GIVEN ENTRIES:
▽

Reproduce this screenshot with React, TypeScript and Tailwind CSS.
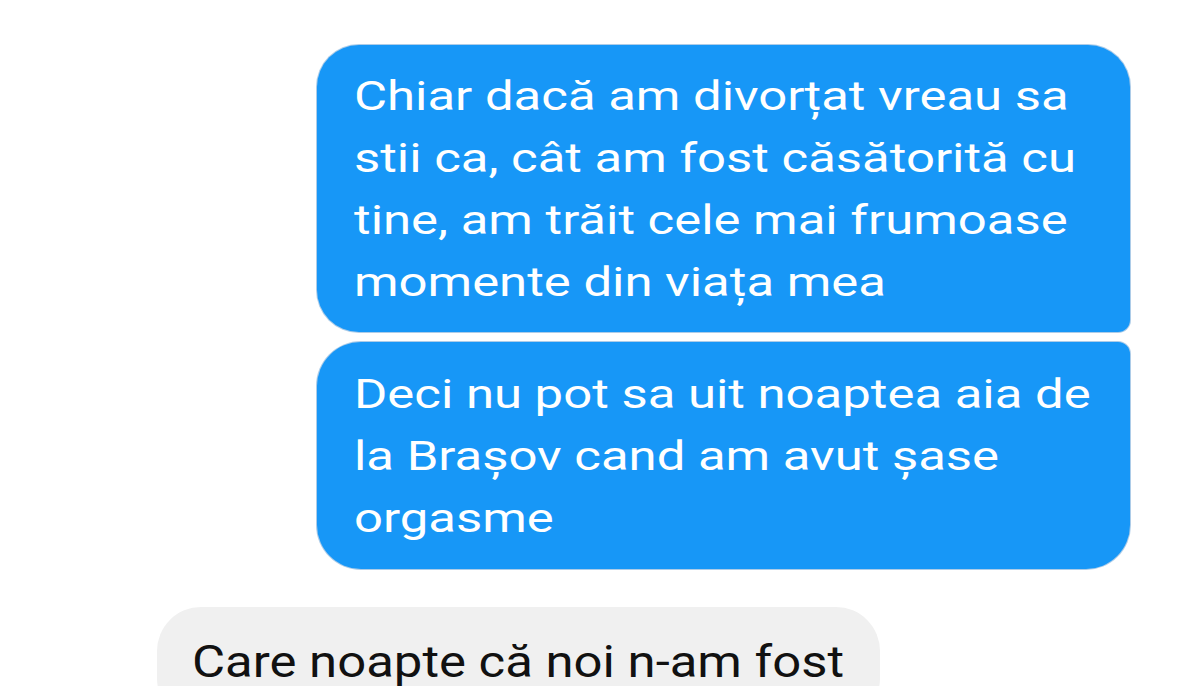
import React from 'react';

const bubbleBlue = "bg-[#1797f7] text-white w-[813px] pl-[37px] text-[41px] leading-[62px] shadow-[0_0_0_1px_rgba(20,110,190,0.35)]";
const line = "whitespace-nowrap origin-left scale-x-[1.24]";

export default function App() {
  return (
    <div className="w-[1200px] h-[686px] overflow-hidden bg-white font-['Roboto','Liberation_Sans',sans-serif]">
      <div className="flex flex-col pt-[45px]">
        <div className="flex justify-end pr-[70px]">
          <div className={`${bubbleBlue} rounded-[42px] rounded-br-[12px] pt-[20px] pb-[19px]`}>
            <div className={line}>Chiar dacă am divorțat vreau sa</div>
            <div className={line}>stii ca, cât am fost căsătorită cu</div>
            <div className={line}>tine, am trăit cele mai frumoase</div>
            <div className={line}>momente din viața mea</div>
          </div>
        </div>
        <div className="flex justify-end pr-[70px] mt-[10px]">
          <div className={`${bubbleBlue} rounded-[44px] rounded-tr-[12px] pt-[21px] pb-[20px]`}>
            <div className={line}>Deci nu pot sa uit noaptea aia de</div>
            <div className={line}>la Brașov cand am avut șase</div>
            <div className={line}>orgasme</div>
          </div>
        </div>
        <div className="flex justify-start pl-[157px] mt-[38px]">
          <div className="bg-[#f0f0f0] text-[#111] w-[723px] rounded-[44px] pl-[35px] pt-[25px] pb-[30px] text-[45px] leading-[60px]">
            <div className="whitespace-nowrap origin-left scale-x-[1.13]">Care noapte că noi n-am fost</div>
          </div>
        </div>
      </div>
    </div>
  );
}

△
▽

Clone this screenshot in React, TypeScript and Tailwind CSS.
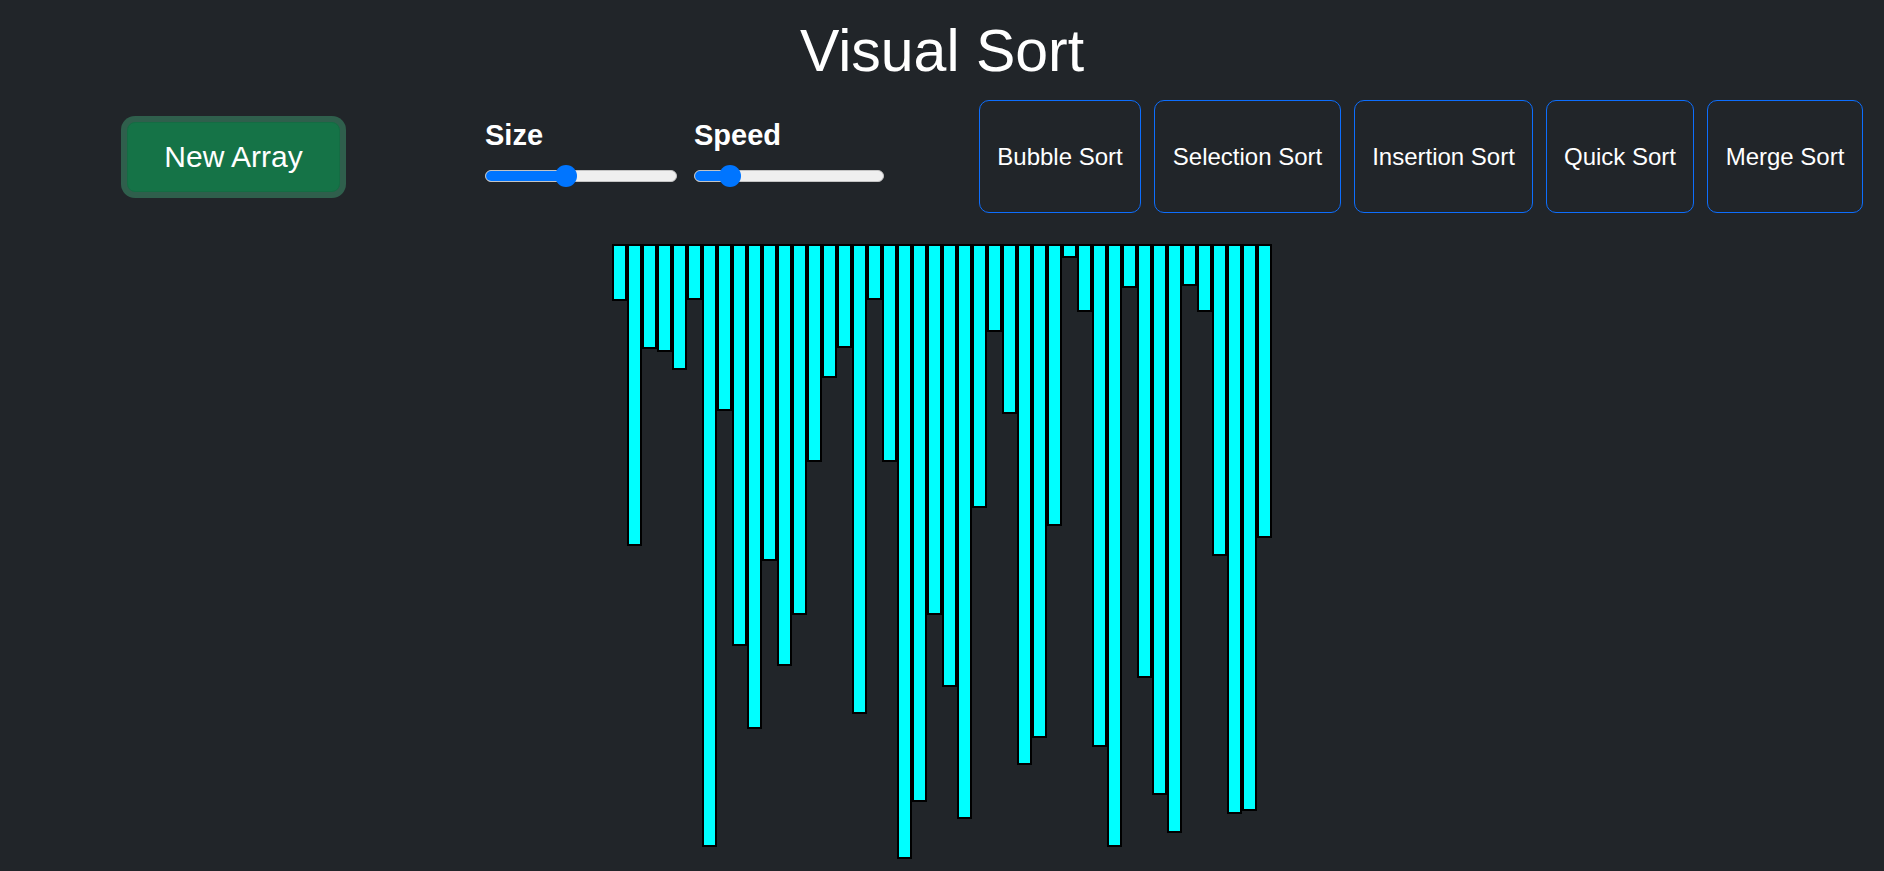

△

TO BE DONE: Above are the records. Copy every line in them holding "screenshot".

COMPLETE ANSWER:
Reproduce this screenshot with React, TypeScript and Tailwind CSS.
Clone this screenshot in React, TypeScript and Tailwind CSS.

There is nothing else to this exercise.